Você também está no elenco de Os Outros, série do Globoplay, vivendo o papel de uma mulher preta que engravidou na adolescênciade um homem branco – e viverá uma relação abusiva, tanto financeira quanto emocionalmente. Infelizmente, essa ainda é a realidade de muitas mulheres. Como se sente tocando nessa ferida e o que espera alcançar com a repercussão da história?
Olhando de fora, me sinto triste por essas mulheres. Espero que a personagem possa superar essas situações, mostrar que ela deve ser sua própria prioridade e que, por mais que novas perspectivas pareçam não existir, por mais que seja muito difícil sair desse tipo de relação quando se está nela, é possível um novo começo, e a vida pode ser melhor fora dela.
Em atividade paralela, você também é fotógrafa e criou um perfil no Instagram chamado Sensível aos Meus Olhos. Qual a proposta da página?
Eu gosto de compartilhar memórias. Eu sou meio ruim de lembrar de certas coisas depois de um tempo. Registrar esses momentos, essas pessoas, esses lugares é uma forma de proteger a minha história, o que eu vivi e não quero esquecer.
Falando nisso, como lida com a exposição na internet?
Lido com atenção. Quero que minha intimidade ou o que eu considero mais íntimo seja mantido e preservado, mas a uso para chamar atenção de coisas que precisam ser discutidas e melhoradas, como a questão racial.
Agora, nos revele o segredo para essa beleza toda (de corpo e cabelo).
Ser filha de oxum [risos]. Eu acredito, de verdade, que o principal ‘segredo’ seja a alegria. Ela faz um bem danado pra pele… Fora isso, depois dos 30, comecei a cuidar mais do rosto e do corpo com a dermatologista. Eu tento fazer musculação diariamente, mas não tenho conseguido. Tento beber bastante água todos os dias, mas, infelizmente, ainda não é um hábito…
É vaidosa? Sempre teve uma boa relação com o espelho?

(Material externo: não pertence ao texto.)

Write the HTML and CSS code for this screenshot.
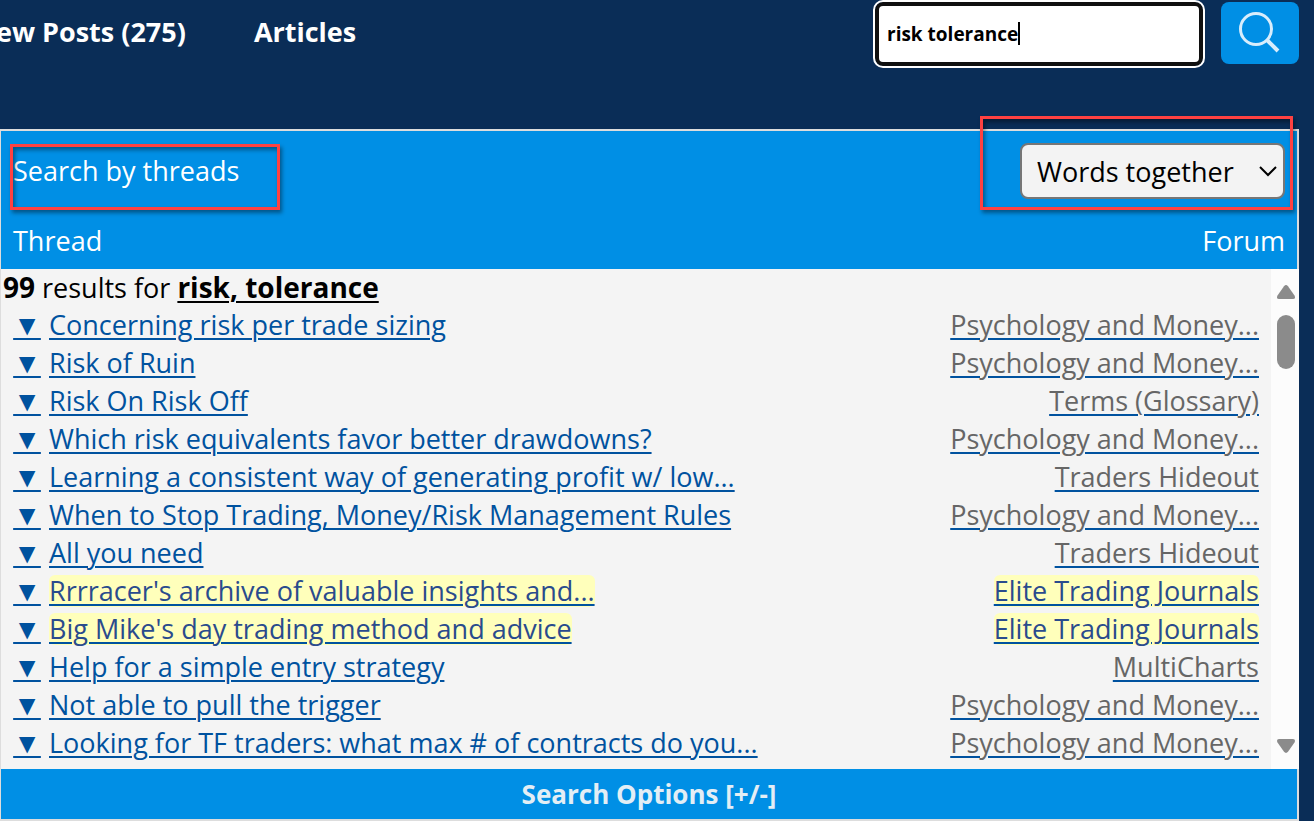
FILE: index.html
```
<!DOCTYPE html>
<html lang="en">

    <head>
        <meta charset="UTF-8">
        <meta name="viewport" content="width=device-width, initial-scale=1.0">
        <title>Search</title>

        <link rel="stylesheet" href="styles.css">
    </head>

    <body>
        <header class="header">
            <nav class="nav">
                <a href="#new">New Posts (275)</a>
                <a href="#articles">Articles</a>
            </nav>
            <form class="search">
                <div class="search__field">
                    <input type="text" class="search__input" value="risk tolerance" aria-label="Search">
                    <span class="search__caret"></span>
                </div>
                <button type="button" class="search__button" aria-label="Search">
                    <svg width="42" height="42" viewBox="0 0 42 42" fill="none" stroke="#d8edfc">
                        <circle cx="17" cy="17" r="15.5" stroke-width="3" />
                        <path d="M28 28L39 39" stroke-width="4" />
                    </svg>
                </button>
            </form>
        </header>

        <main class="panel">
            <div class="panel__head">
                <div class="panel__row">
                    <h1 class="panel__title">Search by threads</h1>
                    <div class="select">
                        <select class="select__input" aria-label="Match mode">
                            <option>Words together</option>
                            <option>Any words</option>
                        </select>
                        <svg class="select__arrow" width="18" height="12" viewBox="0 0 18 12" fill="none" stroke="#000" stroke-width="2">
                            <path d="M1 2L9 10L17 2" />
                        </svg>
                    </div>
                    <span class="mark mark--left"></span>
                    <span class="mark mark--right"></span>
                </div>
                <div class="panel__row panel__row--labels">
                    <span>Thread</span>
                    <span>Forum</span>
                </div>
            </div>

            <div class="results">
                <div class="results__body">
                    <p class="results__count"><b>99</b> results for <b><u>risk, tolerance</u></b></p>
                    <table class="threads">
                        <tr>
                            <td><a class="toggle" href="#">▼</a><a href="#">Concerning risk per trade sizing</a></td>
                            <td><a href="#"><span>Psychology and Money...</span></a></td>
                        </tr>
                        <tr>
                            <td><a class="toggle" href="#">▼</a><a href="#">Risk of Ruin</a></td>
                            <td><a href="#"><span>Psychology and Money...</span></a></td>
                        </tr>
                        <tr>
                            <td><a class="toggle" href="#">▼</a><a href="#">Risk On Risk Off</a></td>
                            <td><a href="#"><span>Terms (Glossary)</span></a></td>
                        </tr>
                        <tr>
                            <td><a class="toggle" href="#">▼</a><a href="#">Which risk equivalents favor better drawdowns?</a></td>
                            <td><a href="#"><span>Psychology and Money...</span></a></td>
                        </tr>
                        <tr>
                            <td><a class="toggle" href="#">▼</a><a href="#">Learning a consistent way of generating profit w/ low...</a></td>
                            <td><a href="#"><span>Traders Hideout</span></a></td>
                        </tr>
                        <tr>
                            <td><a class="toggle" href="#">▼</a><a href="#">When to Stop Trading, Money/Risk Management Rules</a></td>
                            <td><a href="#"><span>Psychology and Money...</span></a></td>
                        </tr>
                        <tr>
                            <td><a class="toggle" href="#">▼</a><a href="#">All you need</a></td>
                            <td><a href="#"><span>Traders Hideout</span></a></td>
                        </tr>
                        <tr>
                            <td><a class="toggle" href="#">▼</a><a href="#"><span class="elite">Rrrracer's archive of valuable insights and...</span></a></td>
                            <td><a href="#"><span class="elite">Elite Trading Journals</span></a></td>
                        </tr>
                        <tr>
                            <td><a class="toggle" href="#">▼</a><a href="#"><span class="elite">Big Mike's day trading method and advice</span></a></td>
                            <td><a href="#"><span class="elite">Elite Trading Journals</span></a></td>
                        </tr>
                        <tr>
                            <td><a class="toggle" href="#">▼</a><a href="#">Help for a simple entry strategy</a></td>
                            <td><a href="#"><span>MultiCharts</span></a></td>
                        </tr>
                        <tr>
                            <td><a class="toggle" href="#">▼</a><a href="#">Not able to pull the trigger</a></td>
                            <td><a href="#"><span>Psychology and Money...</span></a></td>
                        </tr>
                        <tr>
                            <td><a class="toggle" href="#">▼</a><a href="#">Looking for TF traders: what max # of contracts do you...</a></td>
                            <td><a href="#"><span>Psychology and Money...</span></a></td>
                        </tr>
                    </table>
                </div>
                <div class="scrollbar">
                    <svg width="18" height="14" viewBox="0 0 18 14" fill="#8b8b8b">
                        <path d="M7 1.2Q9 -1 11 1.2L17.5 10.5Q19 14 16 14H2Q-1 14 .5 10.5Z" />
                    </svg>
                    <span class="scrollbar__thumb"></span>
                    <svg class="scrollbar__down" width="18" height="14" viewBox="0 0 18 14" fill="#8b8b8b">
                        <path d="M7 12.8Q9 15 11 12.8L17.5 3.5Q19 0 16 0H2Q-1 0 .5 3.5Z" />
                    </svg>
                </div>
            </div>

            <button type="button" class="options">Search Options [+/-]</button>
        </main>
    </body>

</html>
```
FILE: styles.css
```
* {
    margin: 0;
    padding: 0;
    box-sizing: border-box;
}

body {
    background-color: #0a2d57;
    color: #000;
    font-family: "Open Sans", "Noto Sans", sans-serif;
    font-size: 27px;
    line-height: 38px;
    overflow: hidden;
}

a {
    color: #00529f;
    text-decoration-thickness: 2px;
    text-underline-offset: 3px;
}

b {
    font-weight: 700;
    line-height: 1;
}

.header {
    display: flex;
    justify-content: space-between;
    align-items: flex-start;
    height: 129px;
    padding: 2px 15px 0 0;
}

.nav {
    display: flex;
    gap: 68px;
    margin-left: -26px;
    padding-top: 11px;
    white-space: nowrap;
}

.nav a {
    color: #fff;
    font-weight: 700;
    text-decoration: none;
}

.search {
    display: flex;
    gap: 18px;
}

.search__field {
    position: relative;
}

.search__input {
    display: block;
    width: 328px;
    height: 64px;
    padding: 0 8px;
    border: 4px solid #101010;
    border-radius: 8px;
    outline: 2px solid #fff;
    background-color: #fff;
    font-family: inherit;
    font-size: 19px;
    font-weight: 700;
}

.search__caret {
    position: absolute;
    top: 20px;
    left: 143px;
    width: 2px;
    height: 23px;
    background-color: #000;
}

.search__button {
    display: flex;
    align-items: center;
    justify-content: center;
    width: 78px;
    height: 62px;
    border: 0;
    border-radius: 8px;
    background-color: #008fe5;
}

.panel {
    margin-right: 15px;
    border: 2px solid #ddd;
    border-left-width: 1px;
    background-color: #008fe5;
}

.panel__head {
    padding: 12px 12px 0;
    color: #fff;
}

.panel__row {
    position: relative;
    display: flex;
    align-items: center;
    justify-content: space-between;
}

.panel__row--labels {
    height: 70px;
    padding-top: 14px;
}

.panel__title {
    font-size: 27px;
    font-weight: 400;
}

.select {
    position: relative;
}

.select__input {
    display: block;
    width: 265px;
    height: 56px;
    padding: 0 15px;
    border: 2px solid #767676;
    border-radius: 8px;
    background-color: #f3f3f3;
    color: #000;
    font-family: inherit;
    font-size: 27px;
    appearance: none;
}

.select__arrow {
    position: absolute;
    top: 22px;
    right: 8px;
    pointer-events: none;
}

.mark {
    position: absolute;
    border: 3px solid #ff4141;
    box-shadow: 2px 3px 4px rgba(0, 0, 0, 0.4), inset 2px 3px 4px rgba(0, 0, 0, 0.4);
    pointer-events: none;
}

.mark--left {
    top: 1px;
    left: -3px;
    width: 270px;
    height: 66px;
}

.mark--right {
    top: -27px;
    right: -8px;
    width: 313px;
    height: 94px;
}

.results {
    display: flex;
    margin-right: -2px;
}

.results__body {
    flex: 1;
    padding-bottom: 6px;
    background-color: #f4f4f4;
}

.results__count {
    padding-left: 2px;
}

.results__count b {
    font-size: 28px;
}

.results__count u {
    text-decoration-thickness: 2px;
    text-underline-offset: 3px;
}

.threads {
    width: 100%;
    border-collapse: collapse;
}

.threads td {
    height: 38px;
    padding: 0 0 2px 12px;
    line-height: 36px;
    white-space: nowrap;
}

.threads td:last-child {
    padding-right: 12px;
    text-align: right;
}

.threads td:last-child span {
    color: #666;
}

.threads .elite,
.threads td:last-child .elite {
    display: inline-block;
    border-radius: 6px;
    background-color: #ffffbb;
    color: #2a4b8d;
    line-height: 32px;
    text-decoration: underline;
    text-decoration-color: #00529f;
    text-decoration-thickness: 2px;
    text-underline-offset: 3px;
}

.threads .toggle {
    display: inline-block;
    width: 28px;
    margin-right: 8px;
    font-size: 28px;
    line-height: 1;
    text-align: center;
}

.scrollbar {
    display: flex;
    flex-direction: column;
    align-items: center;
    width: 28px;
    padding: 16px 0 16px 2px;
    background-color: #fcfcfc;
}

.scrollbar__thumb {
    width: 18px;
    height: 54px;
    margin-top: 16px;
    border-radius: 9px;
    background-color: #8b8b8b;
}

.scrollbar__down {
    margin-top: auto;
}

.options {
    display: block;
    width: 100%;
    height: 50px;
    border: 0;
    background-color: #008fe5;
    color: #e3eef5;
    font-family: inherit;
    font-size: 26px;
    font-weight: 700;
}
```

Sou mais vaidosa agora. Acho que sempre gostei do que vi no espelho, mas antes era de uma forma mais tímida. A relação com ele mudou para melhor depois dos 30 anos, com a melhora da autoestima e autoconfiança.
Beleza é fundamental?
Depende. Não gosto da ideia de uma beleza padronizada e exigida. Cada olhar enxerga a beleza de um jeito. Isso eu acho bonito.